#### [Exercise]
Type out the complete listing below word for word, without its pictures.

## Begin Data section

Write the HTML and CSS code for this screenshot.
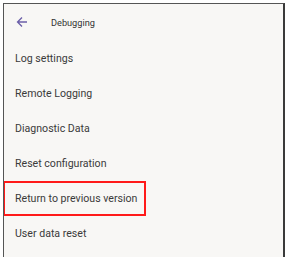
FILE: index.html
```html
<!DOCTYPE html>
<html lang="en">
<head>
    <meta charset="utf-8">
    <title>Debugging</title>
    <link rel="stylesheet" href="styles.css">
</head>
<body>
    <div class="screen">
        <!-- Barra superiore -->
        <div class="header">
            <svg class="back" width="12" height="12" viewBox="0 0 12 12">
                <path d="M11 6H1.5M6 1.5L1.5 6L6 10.5" fill="none" stroke="#6b5fa8" stroke-width="1.3"/>
            </svg>
            <span class="header-title">Debugging</span>
        </div>

        <!-- Voci di menu -->
        <div class="menu">
            <div class="item">Log settings</div>
            <div class="item">Remote Logging</div>
            <div class="item">Diagnostic Data</div>
            <div class="item">Reset configuration</div>
            <div class="item highlight">Return to previous version</div>
            <div class="item">User data reset</div>
        </div>
    </div>
</body>
</html>
```

FILE: styles.css
```css
body {
    margin: 0;
    padding: 0;
    background-color: #ffffff;
    font-family: Roboto, "Liberation Sans", sans-serif;
}
.screen {
    margin: 3px 0 0 3px;
    width: 279px;
    height: 254px;
    overflow: hidden;
    background-color: #f8f7f5;
    border-top: 1px solid #555555;
    border-left: 1px solid #555555;
    border-right: 2px solid #3a3a3a;
}
.header {
    display: flex;
    align-items: center;
    height: 32px;
    padding-top: 2px;
    padding-left: 12px;
}
.back {
    margin-right: 23px;
}
.header-title {
    font-size: 9.2px;
    color: #333333;
}
.menu {
    display: flex;
    flex-direction: column;
    padding-top: 3px;
}
.item {
    box-sizing: border-box;
    height: 35px;
    display: flex;
    align-items: center;
    padding-left: 11px;
    font-size: 10.6px;
    color: #3a3a3a;
    white-space: nowrap;
}
.highlight {
    width: 143px;
    border: 2px solid #ff1a1a;
    margin-left: -1px;
    padding-left: 10px;
}
```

## End Data section

#### [Solution to the exercise]
Write the HTML and CSS code for this screenshot.
FILE: index.html
```html
<!DOCTYPE html>
<html lang="en">
<head>
    <meta charset="utf-8">
    <title>Debugging</title>
    <link rel="stylesheet" href="styles.css">
</head>
<body>
    <div class="screen">
        <!-- Barra superiore -->
        <div class="header">
            <svg class="back" width="12" height="12" viewBox="0 0 12 12">
                <path d="M11 6H1.5M6 1.5L1.5 6L6 10.5" fill="none" stroke="#6b5fa8" stroke-width="1.3"/>
            </svg>
            <span class="header-title">Debugging</span>
        </div>

        <!-- Voci di menu -->
        <div class="menu">
            <div class="item">Log settings</div>
            <div class="item">Remote Logging</div>
            <div class="item">Diagnostic Data</div>
            <div class="item">Reset configuration</div>
            <div class="item highlight">Return to previous version</div>
            <div class="item">User data reset</div>
        </div>
    </div>
</body>
</html>
```

FILE: styles.css
```css
body {
    margin: 0;
    padding: 0;
    background-color: #ffffff;
    font-family: Roboto, "Liberation Sans", sans-serif;
}
.screen {
    margin: 3px 0 0 3px;
    width: 279px;
    height: 254px;
    overflow: hidden;
    background-color: #f8f7f5;
    border-top: 1px solid #555555;
    border-left: 1px solid #555555;
    border-right: 2px solid #3a3a3a;
}
.header {
    display: flex;
    align-items: center;
    height: 32px;
    padding-top: 2px;
    padding-left: 12px;
}
.back {
    margin-right: 23px;
}
.header-title {
    font-size: 9.2px;
    color: #333333;
}
.menu {
    display: flex;
    flex-direction: column;
    padding-top: 3px;
}
.item {
    box-sizing: border-box;
    height: 35px;
    display: flex;
    align-items: center;
    padding-left: 11px;
    font-size: 10.6px;
    color: #3a3a3a;
    white-space: nowrap;
}
.highlight {
    width: 143px;
    border: 2px solid #ff1a1a;
    margin-left: -1px;
    padding-left: 10px;
}
```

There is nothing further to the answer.